These last few weeks before graduation are always filled with public thank-you’s, gifts of gratitude, and tokens of appreciation. The academic excellence of students and the sacrificial faithfulness of leaders calls out many well-deserved expressions of honor.
On the Deans’ Staff this year, we’ve had the privilege of serving alongside a very rare student leader — a three-year Resident Assistant named Jesher Loi. To honor and thank him at our final staff meeting, I brought him up and presented him with an ESV Study Bible. As I spoke about Jesher, every head in the room nodded in a unison that demonstrated the consistency and power of his campus-wide influence during his time at the college.
After the meeting, Jesher met me at the front of the room and thanked me. Since I had chosen the color and cover style of his gift, I had planned all along to tell him that he could exchange it at the campus bookstore for a differently-styled ESV Study Bible of his own choosing. Earlier in the day I had even confirmed with the bookstore clerk that Jesher could come in on his own and make the exchange without having a receipt.
Jesher’s gracious response to my offer was surprising: “No, I wouldn’t want to exchange a gift; it’s special because it’s what you’ve chosen for me.”
I don’t know if it’s his Singapore roots where leaders and teachers are highly honored, or his social graces which give him relational wisdom beyond his years, or his spiritual maturity that exhibits a rare perspective. No matter the source, I was struck by his response because it’s as instructive as it is uncommon.
We function in a society of gift receipts and post-Christmas exchanges, an atmosphere in which it’s entirely normal and often expected for the gift-giver to provide as many post-gift options as possible: exchanges, store credit, or even complete refunds. We expect many of the gifts we give to be altered or even completely bartered away for something more preferred. To put it crudely, we expect many of our gifts to be unaccepted.
But far more importantly, we even reserve the freedom to alter the gifts we receive.
Certainly it’s sensible and practical to grant each other the social freedom to exchange an oversized shirt or trade in an already-owned board game after the Christmas festivities have wound down. With all the travesties in our world, this custom surely isn’t too high on the totem pole.
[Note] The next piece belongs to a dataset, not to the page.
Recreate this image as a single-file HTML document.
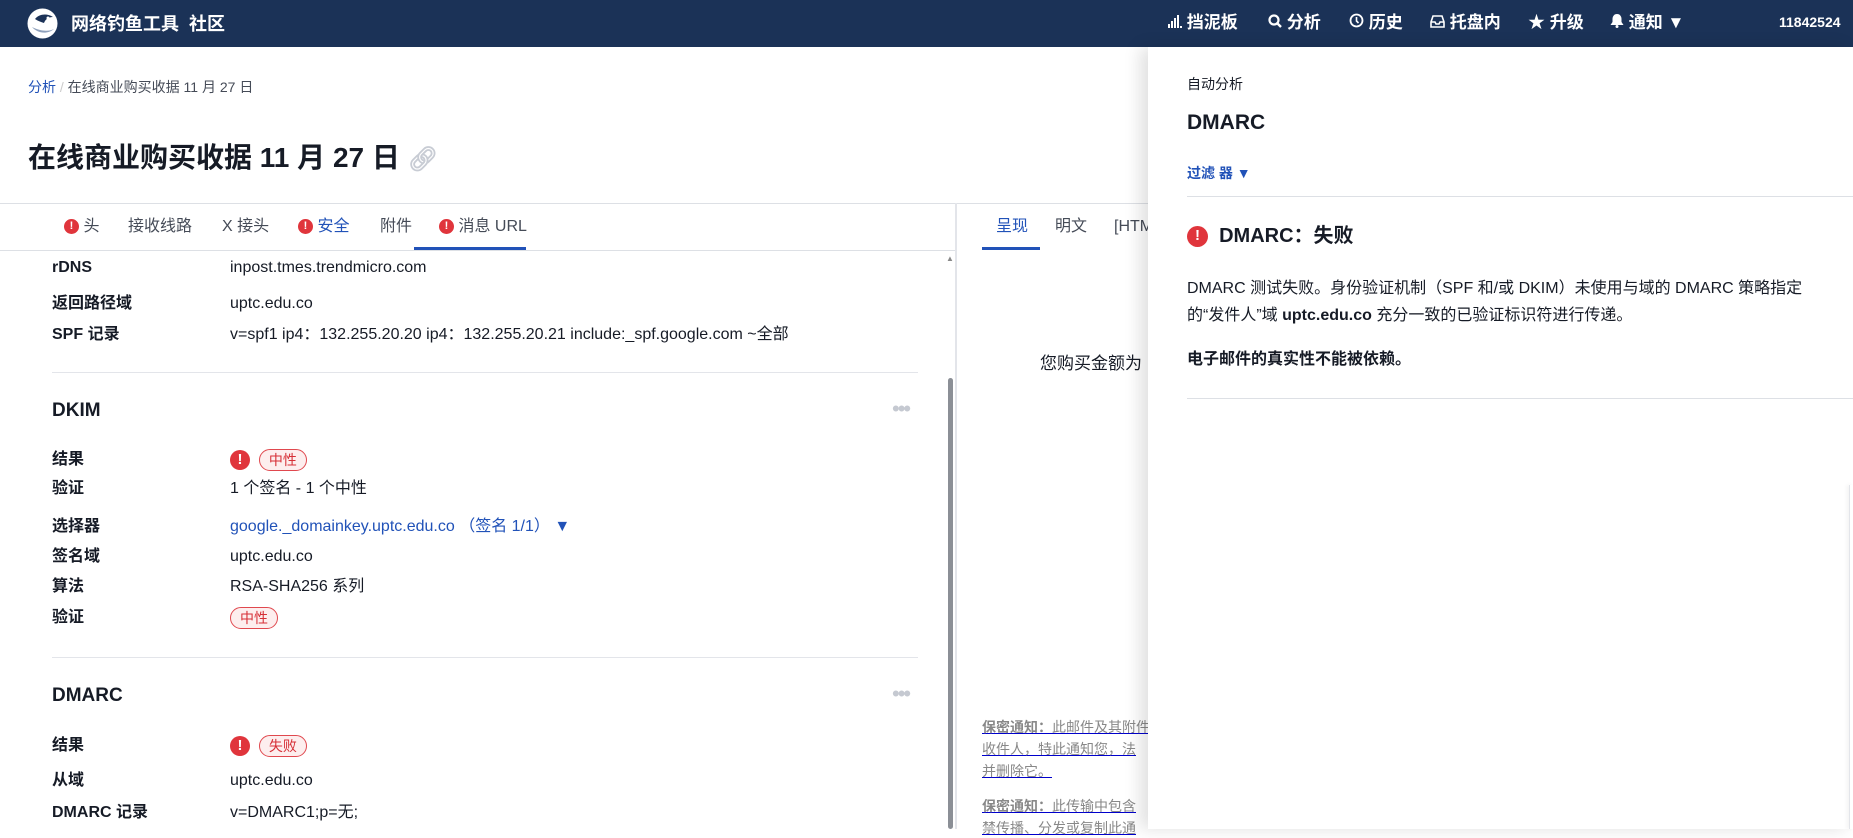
<!DOCTYPE html>
<html><head><meta charset="utf-8"><style>
*{margin:0;padding:0;box-sizing:border-box}
body{width:1853px;height:829px;overflow:hidden;background:#fff;font-family:"Liberation Sans","Noto Sans CJK SC",sans-serif;color:#161b26;position:relative}
.a{position:absolute;white-space:nowrap}
.hdr{position:absolute;left:0;top:0;width:1853px;height:47px;background:#1b3257;color:#fff}
.nav{font-size:17px;font-weight:bold;top:12px;line-height:22px}
.lbl{left:52px;font-size:16px;font-weight:bold;line-height:22px}
.val{left:230px;font-size:16px;line-height:22px}
.sep{position:absolute;left:52px;width:866px;height:1px;background:#e3e5ea}
.badge{display:inline-block;border:1px solid #e0484e;background:#fdeeee;color:#d62f36;border-radius:12px;font-size:14px;padding:0 9px;line-height:20px;vertical-align:middle}
.ex{display:inline-block;width:20px;height:20px;border-radius:50%;background:#e0353c;color:#fff;font-weight:bold;font-size:15px;text-align:center;line-height:20px;vertical-align:middle}
.dots{font-size:22px;color:#c5c9d1;letter-spacing:-2px;left:892px}
.tab{font-size:16px;color:#454b57;top:216px;line-height:22px}
.ft{font-size:14px;color:#888;text-decoration:underline;text-decoration-color:#00c;left:982px;line-height:20px}
</style></head><body>
<div class="hdr">
 <svg class="a" style="left:26px;top:7px" width="33" height="33" viewBox="0 0 33 33"><circle cx="16.5" cy="16.5" r="15" fill="#fff"/><path d="M6 20c5 6 15 8 22 2-6 3-14 2-22-2z" fill="#8ea0bb"/><path d="M9 12c4-5 12-6 18-2-5 0-8 3-9 6-3-1-6-2-9-4z" fill="#1b3257"/><circle cx="22" cy="11" r="1.5" fill="#fff"/></svg>
 <div class="a" style="left:71px;top:12px;font-size:18px;font-weight:bold;line-height:24px">网络钓鱼工具&nbsp; 社区</div>
 <div class="a nav" style="left:1168px"><svg width="14" height="14" viewBox="0 0 14 14"><rect x="0" y="10" width="2" height="4" fill="#fff"/><rect x="3" y="7" width="2" height="7" fill="#fff"/><rect x="6" y="4" width="2" height="10" fill="#fff"/><rect x="9" y="1" width="2" height="13" fill="#fff"/><rect x="12" y="12" width="2" height="2" fill="#fff"/></svg> 挡泥板</div>
 <div class="a nav" style="left:1268px"><svg width="14" height="14" viewBox="0 0 14 14"><circle cx="6" cy="6" r="4.5" fill="none" stroke="#fff" stroke-width="2.2"/><path d="M9 9l4 4" stroke="#fff" stroke-width="2.4"/></svg> 分析</div>
 <div class="a nav" style="left:1349px"><svg width="15" height="15" viewBox="0 0 15 15"><circle cx="7.5" cy="7.5" r="6" fill="none" stroke="#fff" stroke-width="1.8"/><path d="M7.5 4v4l2 2" fill="none" stroke="#fff" stroke-width="1.6"/></svg> 历史</div>
 <div class="a nav" style="left:1430px"><svg width="15" height="14" viewBox="0 0 15 14"><path d="M3 2h9l2 6v5H1V8z" fill="none" stroke="#fff" stroke-width="1.6"/><path d="M1 8h4l1 2h3l1-2h4" fill="none" stroke="#fff" stroke-width="1.6"/></svg> 托盘内</div>
 <div class="a nav" style="left:1528px">★ 升级</div>
 <div class="a nav" style="left:1610px"><svg width="14" height="15" viewBox="0 0 14 15"><path d="M7 1c3 0 4.5 2.5 4.5 5v3l2 3H.5l2-3V6C2.5 3.5 4 1 7 1z" fill="#fff"/><circle cx="7" cy="13.5" r="1.5" fill="#fff"/></svg> 通知 ▼</div>
 <div class="a" style="left:1779px;top:14px;font-size:14px;font-weight:bold">11842524</div>
</div>

<div class="a" style="left:28px;top:77px;font-size:14px;line-height:20px"><span style="color:#2152b8">分析</span> <span style="color:#ccc">/</span> <span style="color:#454b57">在线商业购买收据 11 月 27 日</span></div>
<div class="a" style="left:28px;top:140px;font-size:28px;font-weight:bold;line-height:36px">在线商业购买收据 11 月 27 日 <span style="color:#c8ccd4;font-size:24px">🔗︎</span></div>
<div class="a" style="left:0;top:203px;width:1148px;height:1px;background:#dde0e5"></div>
<div class="a tab" style="left:64px"><span class="ex" style="width:15px;height:15px;line-height:15px;font-size:11px">!</span> 头</div>
<div class="a tab" style="left:128px">接收线路</div>
<div class="a tab" style="left:222px">X 接头</div>
<div class="a tab" style="left:298px;color:#2152b8"><span class="ex" style="width:15px;height:15px;line-height:15px;font-size:11px">!</span> 安全</div>
<div class="a tab" style="left:380px">附件</div>
<div class="a tab" style="left:439px"><span class="ex" style="width:15px;height:15px;line-height:15px;font-size:11px">!</span> 消息 URL</div>
<div class="a" style="left:414px;top:247px;width:112px;height:3px;background:#2152b8"></div>
<div class="a" style="left:0;top:250px;width:955px;height:1px;background:#dde0e5"></div>
<div class="a" style="left:955px;top:203px;width:2px;height:626px;background:#e3e5ea"></div>
<div class="a" style="left:948px;top:378px;width:5px;height:451px;background:#8b8f96;border-radius:3px"></div>
<div class="a" style="left:946px;top:254px;font-size:8px;color:#888">▲</div>

<div class="a lbl" style="top:257px">rDNS</div><div class="a val" style="top:257px">inpost.tmes.trendmicro.com</div>
<div class="a lbl" style="top:293px">返回路径域</div><div class="a val" style="top:293px">uptc.edu.co</div>
<div class="a lbl" style="top:324px">SPF 记录</div><div class="a val" style="top:324px">v=spf1 ip4：132.255.20.20 ip4：132.255.20.21 include:_spf.google.com ~全部</div>
<div class="sep" style="top:372px"></div>
<div class="a" style="left:52px;top:399px;font-size:19px;font-weight:bold;line-height:24px">DKIM</div><div class="a dots" style="top:396px">•••</div>
<div class="a lbl" style="top:449px">结果</div><div class="a val" style="top:449px"><span class="ex">!</span>&nbsp; <span class="badge">中性</span></div>
<div class="a lbl" style="top:478px">验证</div><div class="a val" style="top:478px">1 个签名 - 1 个中性</div>
<div class="a lbl" style="top:516px">选择器</div><div class="a val" style="top:516px;color:#2152b8">google._domainkey.uptc.edu.co （签名 1/1） ▼</div>
<div class="a lbl" style="top:546px">签名域</div><div class="a val" style="top:546px">uptc.edu.co</div>
<div class="a lbl" style="top:576px">算法</div><div class="a val" style="top:576px">RSA-SHA256 系列</div>
<div class="a lbl" style="top:607px">验证</div><div class="a val" style="top:607px"><span class="badge">中性</span></div>
<div class="sep" style="top:657px"></div>
<div class="a" style="left:52px;top:684px;font-size:19px;font-weight:bold;line-height:24px">DMARC</div><div class="a dots" style="top:681px">•••</div>
<div class="a lbl" style="top:735px">结果</div><div class="a val" style="top:735px"><span class="ex">!</span>&nbsp; <span class="badge">失败</span></div>
<div class="a lbl" style="top:770px">从域</div><div class="a val" style="top:770px">uptc.edu.co</div>
<div class="a lbl" style="top:802px">DMARC 记录</div><div class="a val" style="top:802px">v=DMARC1;p=无;</div>

<div class="a tab" style="left:996px;color:#2152b8">呈现</div>
<div class="a tab" style="left:1055px">明文</div>
<div class="a tab" style="left:1114px">[HTML]</div>
<div class="a" style="left:982px;top:247px;width:58px;height:3px;background:#2152b8"></div>
<div class="a" style="left:1040px;top:352px;font-size:17px;line-height:24px">您购买金额为</div>
<div class="a ft" style="top:717px"><b>保密通知：</b>此邮件及其附件</div>
<div class="a ft" style="top:739px">收件人，特此通知您，法</div>
<div class="a ft" style="top:761px">并删除它。</div>
<div class="a ft" style="top:796px"><b>保密通知：</b>此传输中包含</div>
<div class="a ft" style="top:818px">禁传播、分发或复制此通</div>

<div class="a" style="left:1148px;top:47px;width:705px;height:782px;background:#fff;box-shadow:-8px 0 16px rgba(0,0,0,0.12)"></div>
<div class="a" style="left:1187px;top:74px;font-size:14px;line-height:20px">自动分析</div>
<div class="a" style="left:1187px;top:110px;font-size:21px;font-weight:bold;line-height:26px">DMARC</div>
<div class="a" style="left:1187px;top:163px;font-size:14px;font-weight:bold;color:#2152b8;line-height:20px">过滤 器 ▼</div>
<div class="a" style="left:1187px;top:196px;width:666px;height:1px;background:#dde0e5"></div>
<div class="a" style="left:1187px;top:223px;font-size:20px;font-weight:bold;line-height:26px"><span class="ex" style="width:21px;height:21px">!</span>&nbsp; DMARC：失败</div>
<div class="a" style="left:1187px;top:275px;font-size:16px;line-height:27px;white-space:normal;width:650px">DMARC 测试失败。身份验证机制（SPF 和/或 DKIM）未使用与域的 DMARC 策略指定的“发件人”域 <b>uptc.edu.co</b> 充分一致的已验证标识符进行传递。</div>
<div class="a" style="left:1187px;top:349px;font-size:16px;font-weight:bold;line-height:22px">电子邮件的真实性不能被依赖。</div>
<div class="a" style="left:1187px;top:398px;width:666px;height:1px;background:#dde0e5"></div>
<div class="a" style="left:1849px;top:485px;width:4px;height:344px;border-left:1px solid #e3e5ea;box-shadow:-2px 0 4px rgba(0,0,0,0.06)"></div>
</body></html>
Yet this type of mentality has a liquid quality — it tends to seep into the rest of our thinking, seeking the lowest level, at times even infiltrating the very foundations of our worldview. Who can deny our tendency to be customizers of grace, those who would rather pick and choose what we’re given instead of trusting the Good Giver of all? How many of God’s gifts do we accept hesitantly, putting on a smile and mouthing the obligatory thank-you while examining the box for a gift receipt? A tray of well-prepared food in the school cafeteria, a ministry opportunity in the form of an interruption, a morning of needed rain on our one day off?
How many of God’s gifts do we miss entirely because we’re looking for something else, something more in line with our preferences, or even our mood? A stunning sunset on the horizon when we’re looking for a traffic-less commute home; a strong exhortation from a knowing friend when we were hoping for some soft pushover sympathy; a short night’s rest when we’re really wanting to wake up fully rested and fully independent.
How happy we might be if we were to accept each of God’s gracious gifts in simple faith, trusting the Giver, even telling Him, “No, I wouldn’t want to exchange Your gift. It’s special because it’s what You’ve chosen for me. It’s good because it’s what You’ve chosen for me. It’s good because You’re good.”
“Every good gift and every perfect gift is from above, coming down from the Father of lights with whom there is no variation or shadow due to change” (James 1:17). Father of Lights, teach us to happily receive each of Your gifts according to Your wise providence instead of customizing our own according to our worldly preferences.
I’ve thought about this a little bit before, as gifts have always been meaningful to me. I think a big contributing factor to the “gift receipt and post-Christmas return” madness is that the giver of the gift has little reason to put genuine thought into the gift they choose to give. Gift cards are easy. They’re a no-brainer. Just today I was with a friend who was struggling with what to gift her husband for his birthday next week. He already bought what he wanted…a month ago. It wasn’t something he needed, rather, something he wanted.
God’s ultimate gift of goodness is something that we need. Maybe that’s what makes it so meaningful. And then there’s grace, mercy, blessing, et al, that we don’t necessarily need, but that God knows will be good for us. And we reject them. Or want to exchange them for something we think would be better.
I think you’ve hit (or Jesher hit) on a deep theological issue that has surfaced in our society.
I’m really excited for the people you will meet & minister to in Louisville. They don’t have a clue what a gift they are getting!